Hi all. So, there is no way to assign non-inventory cost to any inventory for the purpose of correct profit-margin calculation?
Goods bought - 30k USD
Goods sold - 35k USD
Storage of goods (non-inventory item) - 3k USD
Net proft - 2k USD, In Profit/Loss statement its indicated as sales - 35k, costs - (30k), storage (3k). It’s correct, but in report of inventory profit margin I see 5k revenue under this deal, it’s not actually so. Can I add non-inventory cost to inventory proft margin report?
If you read your own post you would notice that inventory profit margin is for inventory items and thus not for non-inventory items.
Thank you for your reply. I just want to try use inventory profit margin to see complete profit on the deal. So there is no way to allocate additional costs (like ad’s, storage, etc.) to this report?
Take a look at https://learn.financestrategists.com/finance-terms/inventory-profit/
The answer to your question is thus No. Inventory profit is just related to inventory item cost and sales prices. Your inquiry is about Gross Margin which is the difference between revenue from sales and cost of goods sold that also may add costs such as storage, labour, etc.
@vdebrist, I moved your post to a new topic, because it really was unrelated to the other thread about non-inventory items where you posted it.
I think @eko may have misread your post. He addressed the question of profit margins on non-inventory items. But you asked about adding non-inventory costs to inventory items. That is actually quite feasible. There is a Guide that illustrates the principles: Add freight-in to inventory item costs | Manager.
That Guide is specifically about adding freight-in costs to the costs of inventory items. But the same thing can be done with other costs so that the average cost of an inventory item represents the true cost of obtaining it. For example, not only incoming shipping but insurance, storage, customs fees, advertising, and so forth could all be added. (I emphasize the word could because, although the program will allow it, much of what you list as desirable additions would not be correct accounting. You need to be aware of what local accounting regulations allow to be considered. Ongoing storage would probably not be allowed, but should be posted as an operating expense. And advertising might be classifiable only as a marketing expense, not as the cost of inventory.)

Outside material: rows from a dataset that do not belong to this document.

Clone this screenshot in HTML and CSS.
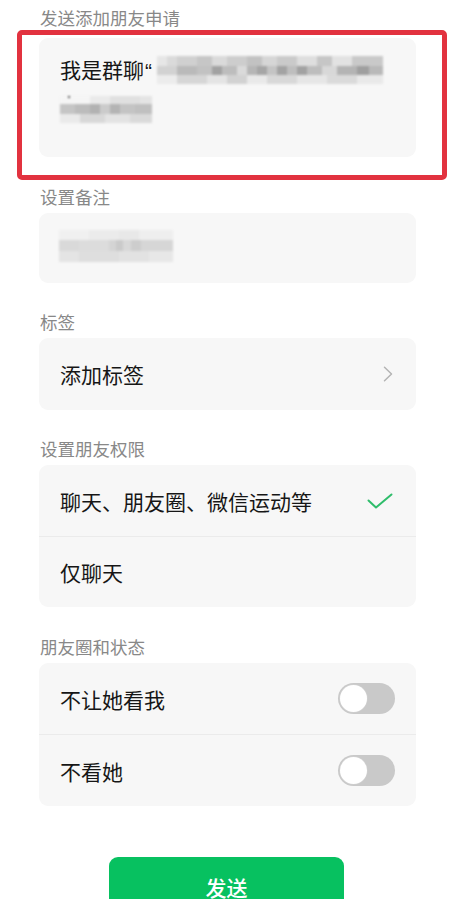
FILE: index.html
```html
<!DOCTYPE html>
<html lang="zh-CN">
<head>
<meta charset="utf-8">
<title>申请添加朋友</title>
<link rel="stylesheet" href="styles.css">
</head>
<body>
<main class="page">
  <section class="section first">
    <div class="label">发送添加朋友申请</div>
    <div class="card message">
      <div class="msg-line"><span class="msg-text">我是群聊<span class="quote">“</span></span><span class="mosaic mosaic-a"></span></div>
      <div class="msg-line"><span class="mosaic mosaic-b"><span class="dot"></span></span></div>
      <div class="highlight"></div>
    </div>
  </section>

  <section class="section">
    <div class="label">设置备注</div>
    <div class="card remark">
      <span class="mosaic mosaic-c"></span>
    </div>
  </section>

  <section class="section mid">
    <div class="label">标签</div>
    <div class="card">
      <div class="row tall">
        <span class="row-text">添加标签</span>
        <svg class="chevron" width="10" height="16" viewBox="0 0 10 16"><path d="M1.5 1.2 L8.5 8 L1.5 14.8" fill="none" stroke="#b4b4b4" stroke-width="1.5" stroke-linecap="round" stroke-linejoin="round"/></svg>
      </div>
    </div>
  </section>

  <section class="section mid">
    <div class="label">设置朋友权限</div>
    <div class="card">
      <div class="row divided">
        <span class="row-text">聊天、朋友圈、微信运动等</span>
        <svg class="check" width="26" height="16" viewBox="0 0 26 16"><path d="M1.5 7.5 L9 14.5 L24.5 1.5" fill="none" stroke="#2fbd6b" stroke-width="2" stroke-linecap="round" stroke-linejoin="round"/></svg>
      </div>
      <div class="row short">
        <span class="row-text">仅聊天</span>
      </div>
    </div>
  </section>

  <section class="section">
    <div class="label">朋友圈和状态</div>
    <div class="card">
      <div class="row divided">
        <span class="row-text">不让她看我</span>
        <span class="toggle"><span class="knob"></span></span>
      </div>
      <div class="row">
        <span class="row-text">不看她</span>
        <span class="toggle"><span class="knob"></span></span>
      </div>
    </div>
  </section>

  <div class="actions">
    <button class="send">发送</button>
  </div>
</main>
</body>
</html>
```

FILE: styles.css
```css
html, body {
  margin: 0;
  padding: 0;
  background: #ffffff;
}

body {
  font-family: "Noto Sans CJK SC", "Noto Sans", sans-serif;
  color: #161616;
  overflow: hidden;
}

.page {
  padding: 6px 37px 0 39px;
}

.section {
  margin-top: 28px;
}

.section.first {
  margin-top: 0;
}

.section.mid {
  margin-top: 27px;
}

.label {
  font-size: 17.5px;
  line-height: 24px;
  color: #888888;
  padding-left: 1px;
}

.card {
  margin-top: 4px;
  background: #f7f7f7;
  border-radius: 9px;
}

.section.first .card {
  margin-top: 8px;
}

.message {
  position: relative;
  padding: 14px 21px 33px;
  height: 72px;
}

.msg-line {
  display: flex;
  align-items: center;
  height: 36px;
}

.msg-text {
  font-size: 21px;
  line-height: 36px;
  white-space: nowrap;
}

.quote {
  font-family: "Liberation Sans", sans-serif;
  margin-left: 1px;
}

.highlight {
  position: absolute;
  left: -22px;
  top: -8px;
  right: -31px;
  bottom: -23px;
  border: 5px solid #e2323f;
  border-radius: 5px;
  pointer-events: none;
}

.mosaic {
  display: block;
  filter: blur(1px);
}

.mosaic-a {
  width: 226px;
  height: 28px;
  margin-left: 5px;
  background:
    linear-gradient(to right, #e6e6e6 0 10px, #dadada 10px 20px, #d0d0d0 20px 40px, #c6c6c6 40px 55px, #dadada 55px 70px, #cdcdcd 70px 90px, #c2c2c2 90px 105px, #d6d6d6 105px 120px, #cacaca 120px 140px, #dedede 140px 160px, #c6c6c6 160px 175px, #e2e2e2 175px 195px, #c9c9c9 195px 226px) 0 0 / 100% 10px no-repeat,
    linear-gradient(to right, #d2d2d2 0 20px, #bababa 20px 40px, #c2c2c2 40px 55px, #a2a2a2 55px 65px, #bdbdbd 65px 80px, #dadada 80px 90px, #b6b6b6 90px 100px, #a6a6a6 100px 110px, #c4c4c4 110px 120px, #a3a3a3 120px 130px, #bebebe 130px 140px, #a2a2a2 140px 150px, #bdbdbd 150px 165px, #d8d8d8 165px 180px, #b4b4b4 180px 200px, #9f9f9f 200px 212px, #b9b9b9 212px 226px) 0 10px / 100% 9px no-repeat,
    linear-gradient(to right, #ececec 0 20px, #d6d6d6 20px 50px, #e4e4e4 50px 70px, #d2d2d2 70px 90px, #e9e9e9 90px 110px, #d8d8d8 110px 140px, #e6e6e6 140px 170px, #dadada 170px 200px, #e9e9e9 200px 226px) 0 19px / 100% 9px no-repeat;
}

.mosaic-b {
  position: relative;
  width: 92px;
  height: 27px;
  margin-top: 6px;
  background:
    linear-gradient(to right, #f5f5f5 0 30px, #eaeaea 30px 50px, #e0e0e0 50px 80px, #e4e4e4 80px 92px) 0 0 / 100% 8px no-repeat,
    linear-gradient(to right, #c5c5c5 0 15px, #bcbcbc 15px 30px, #b2b2b2 30px 40px, #cbcbcb 40px 50px, #b4b4b4 50px 60px, #c4c4c4 60px 75px, #c0c0c0 75px 92px) 0 8px / 100% 10px no-repeat,
    linear-gradient(to right, #eaeaea 0 20px, #d8d8d8 20px 45px, #e3e3e3 45px 70px, #dadada 70px 92px) 0 18px / 100% 9px no-repeat;
}

.dot {
  position: absolute;
  left: 8px;
  top: 0;
  width: 2px;
  height: 2px;
  background: #555555;
}

.remark {
  height: 70px;
  display: flex;
  align-items: center;
  padding-left: 20px;
}

.mosaic-c {
  width: 114px;
  height: 32px;
  margin-top: -4px;
  background:
    linear-gradient(to right, #f0f0f0 0 30px, #ebebeb 30px 60px, #e8e8e8 60px 80px, #eeeeee 80px 114px) 0 0 / 100% 10px no-repeat,
    linear-gradient(to right, #d9d9d9 0 20px, #dcdcdc 20px 50px, #d4d4d4 50px 57px, #cacaca 57px 64px, #d8d8d8 64px 72px, #cdcdcd 72px 82px, #d6d6d6 82px 114px) 0 10px / 100% 11px no-repeat,
    linear-gradient(to right, #e4e4e4 0 20px, #dedede 20px 60px, #e2e2e2 60px 90px, #e7e7e7 90px 114px) 0 21px / 100% 11px no-repeat;
}

.row {
  height: 71px;
  display: flex;
  align-items: center;
  justify-content: space-between;
  padding: 0 21px;
}

.row.tall {
  height: 72px;
  padding-right: 23px;
}

.row.short {
  height: 70px;
}

.row.divided {
  border-bottom: 1px solid #ebebeb;
}

.row-text {
  font-size: 21px;
  line-height: 30px;
}

.check {
  display: block;
  margin-right: 2px;
}

.chevron {
  display: block;
}

.toggle {
  position: relative;
  display: block;
  width: 57px;
  height: 31px;
  border-radius: 16px;
  background: #c9c9c9;
}

.knob {
  position: absolute;
  left: 2px;
  top: 2px;
  width: 27px;
  height: 27px;
  border-radius: 50%;
  background: #ffffff;
  box-shadow: 0 0 0 0.5px #d4d4d4;
}

.actions {
  display: flex;
  justify-content: center;
  margin-top: 51px;
}

.send {
  width: 235px;
  height: 60px;
  margin-left: -2px;
  border: none;
  border-radius: 9px;
  background: #07c160;
  color: #ffffff;
  font-family: "Noto Sans CJK SC", "Noto Sans", sans-serif;
  font-size: 21px;
  font-weight: 500;
  line-height: 22px;
  padding: 0;
}
```
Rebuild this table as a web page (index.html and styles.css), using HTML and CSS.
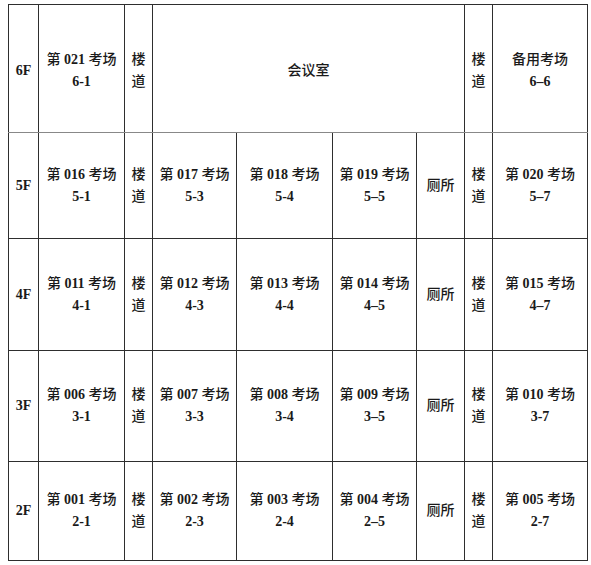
FILE: index.html
```html
<!DOCTYPE html>
<html lang="zh">
<head>
<meta charset="utf-8">
<link rel="stylesheet" href="styles.css">
</head>
<body>
<table class="plan">
  <colgroup>
    <col class="c-floor"><col class="c-a"><col class="c-stair"><col class="c-b"><col class="c-c"><col class="c-d"><col class="c-wc"><col class="c-stair"><col class="c-e">
  </colgroup>
  <tr class="r6">
    <td class="floor">6F</td>
    <td>第 <b>021</b> 考场<br><b>6-1</b></td>
    <td>楼<br>道</td>
    <td colspan="4">会议室</td>
    <td>楼<br>道</td>
    <td>备用考场<br><b>6–6</b></td>
  </tr>
  <tr class="r5">
    <td class="floor">5F</td>
    <td>第 <b>016</b> 考场<br><b>5-1</b></td>
    <td>楼<br>道</td>
    <td>第 <b>017</b> 考场<br><b>5-3</b></td>
    <td>第 <b>018</b> 考场<br><b>5-4</b></td>
    <td>第 <b>019</b> 考场<br><b>5–5</b></td>
    <td>厕所</td>
    <td>楼<br>道</td>
    <td>第 <b>020</b> 考场<br><b>5–7</b></td>
  </tr>
  <tr class="r4">
    <td class="floor">4F</td>
    <td>第 <b>011</b> 考场<br><b>4-1</b></td>
    <td>楼<br>道</td>
    <td>第 <b>012</b> 考场<br><b>4-3</b></td>
    <td>第 <b>013</b> 考场<br><b>4-4</b></td>
    <td>第 <b>014</b> 考场<br><b>4–5</b></td>
    <td>厕所</td>
    <td>楼<br>道</td>
    <td>第 <b>015</b> 考场<br><b>4–7</b></td>
  </tr>
  <tr class="r3">
    <td class="floor">3F</td>
    <td>第 <b>006</b> 考场<br><b>3-1</b></td>
    <td>楼<br>道</td>
    <td>第 <b>007</b> 考场<br><b>3-3</b></td>
    <td>第 <b>008</b> 考场<br><b>3-4</b></td>
    <td>第 <b>009</b> 考场<br><b>3–5</b></td>
    <td>厕所</td>
    <td>楼<br>道</td>
    <td>第 <b>010</b> 考场<br><b>3-7</b></td>
  </tr>
  <tr class="r2">
    <td class="floor">2F</td>
    <td>第 <b>001</b> 考场<br><b>2-1</b></td>
    <td>楼<br>道</td>
    <td>第 <b>002</b> 考场<br><b>2-3</b></td>
    <td>第 <b>003</b> 考场<br><b>2-4</b></td>
    <td>第 <b>004</b> 考场<br><b>2–5</b></td>
    <td>厕所</td>
    <td>楼<br>道</td>
    <td>第 <b>005</b> 考场<br><b>2-7</b></td>
  </tr>
</table>
</body>
</html>
```

FILE: styles.css
```css
html, body {
  margin: 0;
  background: #fff;
}
body {
  padding: 4px 0 0 8px;
}
.plan {
  border-collapse: collapse;
  table-layout: fixed;
  width: 579px;
  font-family: "Liberation Serif", "Noto Sans CJK SC", serif;
  font-size: 14px;
  line-height: 22px;
  color: #1a1a1a;
  border: 1px solid #777;
}
.plan td {
  border: 1px solid #2e2e2e;
  text-align: center;
  vertical-align: middle;
  padding: 0;
  font-weight: 500;
}
.plan b {
  font-weight: bold;
}
.plan .floor {
  font-weight: bold;
}
.c-floor { width: 30px; }
.c-a { width: 86px; }
.c-stair { width: 28px; }
.c-b { width: 84px; }
.c-c { width: 96px; }
.c-d { width: 84px; }
.c-wc { width: 48px; }
.c-e { width: 95px; }
.r6 { height: 128px; }
.r5 { height: 106px; }
.r4 { height: 112px; }
.r3 { height: 111px; }
.r2 { height: 99px; }
.r6 td {
  border-bottom-color: #888;
  padding-top: 4px;
}
```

All that aside, non-inventory costs can be added to any inventory item simply by posting the purchase of them to the inventory item while leaving the quantity blank (not zero).
You also wrote about “deals.” Understand that the Inventory Profit Margin report has nothing to do with any “deals.” It is a report of the excess of sales income from an inventory item compared to the average cost of that inventory item at the moment of sale.
@eko was right; you cannot add non-inventory costs to the report itself. But you can add non-inventory costs to inventory items’ average cost. It is important to understand, however, that the average cost of inventory is meant to be the cost you incurred to obtain the goods, not your expenses for storing, insuring, advertising, and selling them. Those are all operating expenses.
@Tut thank you for complete answer. Before you wrote this I have tested it in a new business. If I add non-inventory cost to any inventory - in P&L statement such costs are indicated as cost of goods sold, not as an operational costs, and it’s wrong for reporting. I think that if I want to see P&L on each deal, I need to extract inventory profit margin statement and all detailed operational costs in spreadsheet and than merge them. In manager it will be impossible. Or I have correct report, or I have incorrect report and correct P&L on deals. First is more important, of course.
That is true as far as your statement goes. The average cost of an inventory item multiplied by the quantity sold appears as cost of goods sold when you sell it. But I cannot imagine why you say that is wrong for reporting. That is standard accounting, and it is how Manager reports cost of goods sold (in the Inventory - cost account).
@vdebrist, I don’t know what you mean by “deals,” which you keep referring to. Are you referring to the complete life-cycle profitability of an inventory item from the time you purchase it until you have sold it, including all related storage and advertising costs? That’s impossible to calculate in an average cost inventory system unless items are purchased for a specific customer and all are sold to that customer before any more are purchased. And that would still not be recognized as an inventory profit margin by any accounting standard. That’s just something you conceived because it might be interesting to you.
Or are you referring to a contract with a customer on which you want to calculate total profitability, including the profit on inventory items delivered on the contract? That’s also just about impossible to calculate under any accounting system, because it is difficult to allocate all overhead and administrative costs proportionally to contracts.
Or are you referring to something else?